Fighting Austerity? The Public Sector and the Common Front in Quebec

The previous round of negotiations in Quebec between the rightwing provincial Liberal government of Jean Charest and the public sector unions in 2005 was ended abruptly by the adoption of a special law that unilaterally imposed wages and conditions on the workers, while providing draconian penalties for any disturbance to the normal functioning of public institutions. The special decree (Bill 142/Law C-43) was quite a remarkable attack on public sector collective bargaining, even by the standards of the Quebec state.

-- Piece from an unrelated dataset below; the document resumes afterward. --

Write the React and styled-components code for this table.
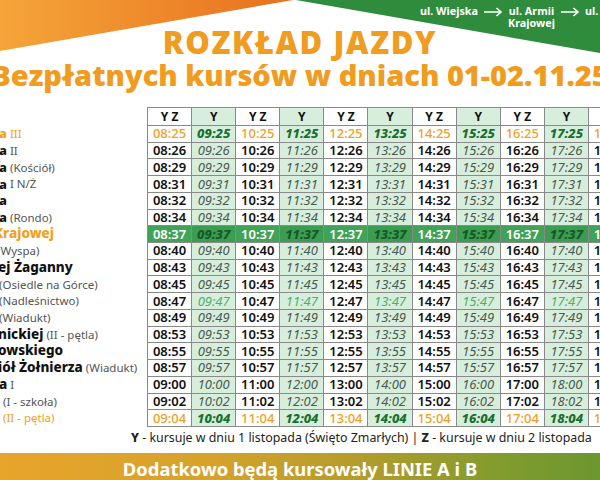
import React from "react";
import styled, { createGlobalStyle } from "styled-components";

const Global = createGlobalStyle`
  html, body { margin: 0; padding: 0; background: #fff; overflow: hidden; }
  body { font-family: "Noto Sans", "Open Sans", sans-serif; }
`;

const Page = styled.div`
  width: 600px;
  height: 480px;
  overflow: hidden;
  background: #fff;
  display: flex;
  flex-direction: column;
`;

const Header = styled.header`
  position: relative;
  height: 107px;
  flex-shrink: 0;
  display: flex;
  flex-direction: column;
  align-items: center;
`;

const Decor = styled.svg`
  position: absolute;
  inset: 0;
  width: 600px;
  height: 107px;
  z-index: 0;
`;

const RouteBar = styled.div`
  position: relative;
  z-index: 1;
  align-self: stretch;
  display: flex;
  justify-content: flex-start;
  align-items: flex-start;
  gap: 5px;
  padding: 5px 0 0 420px;
  height: 24px;
  overflow: hidden;
  color: #fff;
  font-family: "Noto Sans", sans-serif;
  font-weight: 700;
  font-size: 10.8px;
  line-height: 12px;
`;

const Stop = styled.span`
  text-align: center;
  white-space: nowrap;
  flex-shrink: 0;
`;

const ArrowSvg = styled.svg`
  flex-shrink: 0;
  margin-top: 1px;
`;

const Arrow = () => (
  <ArrowSvg width="20" height="12" viewBox="0 0 20 12">
    <path d="M1 6 H18 M13.5 2 L18 6 L13.5 10" stroke="#fff" strokeWidth="1.6" fill="none" />
  </ArrowSvg>
);

const Title = styled.h1`
  position: relative;
  z-index: 1;
  margin: -2px 0 0;
  font-family: "Open Sans", sans-serif;
  font-weight: 800;
  font-size: 31px;
  line-height: 31px;
  letter-spacing: 1.6px;
  color: #f09c1f;
  white-space: nowrap;
`;

const Subtitle = styled.h2`
  position: relative;
  z-index: 1;
  margin: 3px 0 0;
  font-family: "Open Sans", sans-serif;
  font-weight: 800;
  font-size: 29px;
  line-height: 28px;
  color: #f09c1f;
  white-space: nowrap;
`;

const Body = styled.div`
  display: flex;
  align-items: flex-start;
  flex-shrink: 0;
`;

const ROW_TEMPLATE = "17px repeat(18, 15.72px)";

const Names = styled.div`
  width: 147px;
  flex-shrink: 0;
  overflow: hidden;
  display: grid;
  grid-template-rows: ${ROW_TEMPLATE};
  row-gap: 1px;
  padding: 1px 0;
`;

const Name = styled.div`
  display: flex;
  align-items: center;
  white-space: nowrap;
  margin-left: ${(p) => p.$indent || 0}px;
  line-height: 1;
  color: ${(p) => (p.$tone === "orange" ? "#f0a020" : "#111")};
`;

const Bold = styled.span`
  font-family: "Noto Sans", sans-serif;
  font-weight: 800;
  font-size: ${(p) => (p.$big ? 13.5 : 13)}px;
  color: inherit;
`;

const Note = styled.span`
  font-family: "Noto Sans", sans-serif;
  font-weight: 400;
  font-size: 11.5px;
  color: ${(p) => (p.$tone === "orange" ? "#f0a020" : "#555")};
  white-space: pre;
`;

const Grid = styled.div`
  display: grid;
  grid-template-columns: repeat(11, 43.1px);
  grid-template-rows: ${ROW_TEMPLATE};
  gap: 1px;
  padding: 1px;
  background: #8a8a8a;
  flex-shrink: 0;
`;

const HeadCell = styled.div`
  display: flex;
  align-items: center;
  justify-content: center;
  background: ${(p) => (p.$y ? "#d7eedd" : "#fff")};
  font-family: "Noto Sans", sans-serif;
  font-weight: 700;
  font-size: 12px;
  color: #111;
  white-space: pre;
`;

const cellBg = (p) => {
  if (p.$kind === "hl") return p.$y ? "#3b9c52" : "#41a35a";
  return p.$y ? "#d7eedd" : "#fff";
};

const cellColor = (p) => {
  const k = p.$kind;
  if (p.$y) {
    if (k === "edge") return "#17702f";
    if (k === "hl") return "#155a27";
    if (k === "light") return "#4fae6c";
    return "#4b5a50";
  }
  if (k === "edge") return "#f0a020";
  if (k === "hl") return "#fff";
  return "#111";
};

const Cell = styled.div`
  display: flex;
  align-items: center;
  justify-content: center;
  background: ${cellBg};
  color: ${cellColor};
  font-family: "Noto Sans", sans-serif;
  font-size: 13px;
  line-height: 1;
  font-style: ${(p) => (p.$y ? "italic" : "normal")};
  font-weight: ${(p) => {
    if (p.$y) return p.$kind === "edge" || p.$kind === "hl" ? 800 : 400;
    return p.$kind === "edge" ? 500 : 600;
  }};
`;

const Legend = styled.p`
  margin: 4px 0 0;
  padding-left: 131px;
  font-family: "Noto Sans", sans-serif;
  font-size: 12.4px;
  line-height: 14px;
  color: #222;
  white-space: nowrap;
  b { font-weight: 800; }
`;

const Banner = styled.div`
  margin-top: 8px;
  height: 32px;
  flex-shrink: 0;
  display: flex;
  justify-content: center;
  align-items: center;
  padding-bottom: 2px;
  background: linear-gradient(90deg, #e8a42b 0%, #d6a22b 35%, #b39c2b 60%, #7f9b2e 85%, #6b972e 100%);
  color: #fff;
  font-family: "Noto Sans", sans-serif;
  font-weight: 700;
  font-size: 18.4px;
  white-space: nowrap;
`;

const MINUTES = [25, 26, 29, 31, 32, 34, 37, 40, 43, 45, 47, 49, 53, 55, 57, 60, 62, 64];

const NAMES = [
  { b: "a", n: " III", tone: "orange", indent: -1 },
  { b: "a", n: " II", indent: -1 },
  { b: "a", n: " (Kościół)", indent: -1 },
  { b: "a", n: " I N/Ż", indent: -1 },
  { b: "a", indent: -1 },
  { b: "a", n: " (Rondo)", indent: -1 },
  { b: "Krajowej", tone: "orange", big: true, indent: -6 },
  { n: "(Wyspa)", indent: -3 },
  { b: "ej Żaganny", big: true, indent: -2 },
  { n: "(Osiedle na Górce)", indent: -1 },
  { n: "(Nadleśnictwo)", indent: -1 },
  { n: "(Wiadukt)", indent: -1 },
  { b: "nickiej", n: " (II - pętla)", big: true, indent: -2 },
  { b: "owskiego", big: true, indent: -2 },
  { b: "iół Żołnierza", n: " (Wiadukt)", big: true, indent: -2 },
  { b: "a", n: " I", big: true, indent: -1 },
  { n: "(I - szkoła)", indent: 3 },
  { n: "(II - pętla)", tone: "orange", indent: 3 },
];

const pad = (v) => String(v).padStart(2, "0");

const kindOf = (r) => {
  if (r === 0 || r === MINUTES.length - 1) return "edge";
  if (r === 6) return "hl";
  if (r === 10) return "light";
  return "normal";
};

const COLS = Array.from({ length: 11 }, (_, c) => c);

export default function App() {
  return (
    <Page>
      <Global />
      <Header>
        <Decor viewBox="0 0 600 107" preserveAspectRatio="none">
          <defs>
            <linearGradient id="og" x1="0" y1="0" x2="1" y2="0">
              <stop offset="0" stopColor="#f5a53a" />
              <stop offset="1" stopColor="#e8701e" />
            </linearGradient>
          </defs>
          <polygon points="0,0 293,0 0,51" fill="url(#og)" />
          <polygon points="296,0 600,0 600,53" fill="#2e8c3c" />
        </Decor>
        <RouteBar>
          <Stop>ul. Wiejska</Stop>
          <Arrow />
          <Stop>
            ul. Armii
            <br />
            Krajowej
          </Stop>
          <Arrow />
          <Stop>ul. Dworcowa</Stop>
        </RouteBar>
        <Title>ROZKŁAD JAZDY</Title>
        <Subtitle>Bezpłatnych kursów w dniach 01-02.11.25</Subtitle>
      </Header>
      <Body>
        <Names>
          <div />
          {NAMES.map((s, i) => (
            <Name key={i} $tone={s.tone} $indent={s.indent}>
              {s.b && <Bold $big={s.big}>{s.b}</Bold>}
              {s.n && <Note $tone={s.tone}>{s.n}</Note>}
            </Name>
          ))}
        </Names>
        <Grid>
          {COLS.map((c) => (
            <HeadCell key={"h" + c} $y={c % 2 === 1}>
              {c % 2 === 1 ? "Y" : "Y Z"}
            </HeadCell>
          ))}
          {MINUTES.map((m, r) =>
            COLS.map((c) => {
              const h = 8 + c + Math.floor(m / 60);
              return (
                <Cell key={r + "-" + c} $y={c % 2 === 1} $kind={kindOf(r)}>
                  {pad(h)}:{pad(m % 60)}
                </Cell>
              );
            })
          )}
        </Grid>
      </Body>
      <Legend>
        <b>Y</b> - kursuje w dniu 1 listopada (Święto Zmarłych) | <b>Z</b> - kursuje w dniu 2 listopada
      </Legend>
      <Banner>Dodatkowo będą kursowały LINIE A i B</Banner>
    </Page>
  );
}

As a result, according to the unions, the workers suffered 4 per cent decline in real wages over the five-year period of the imposed contract. Further, in the estimate of a government agency set up to monitor the relationship between public and private sector wages in Quebec in order to facilitate public-sector negotiations, the wages of provincial workers had already fallen 8.7 per cent behind those of the private sector by 2004. The government, however, now argued that public sector workers enjoy the advantage of job security compared to private sector workers (which is the case for at most three quarters of public sector workers).

A Common Front Forms

In May 2009, the CSN (Confédération des syndicats nationaux – Confederation of National Trade Unions), the FTQ (Fédération des travailleurs et travailleuses du Québec – Federation of Workers of Quebec, affiliated with the CLC) and the SISP (Secrétariat intersyndical des services publics – Inter-union Secretariat of Public Services – most nurses, school teachers, professionals and others) announced a ‘Common Front’ (Front commun) of provincial public-sector workers (recalling in name the illegal general strikes of Quebec workers in 1972).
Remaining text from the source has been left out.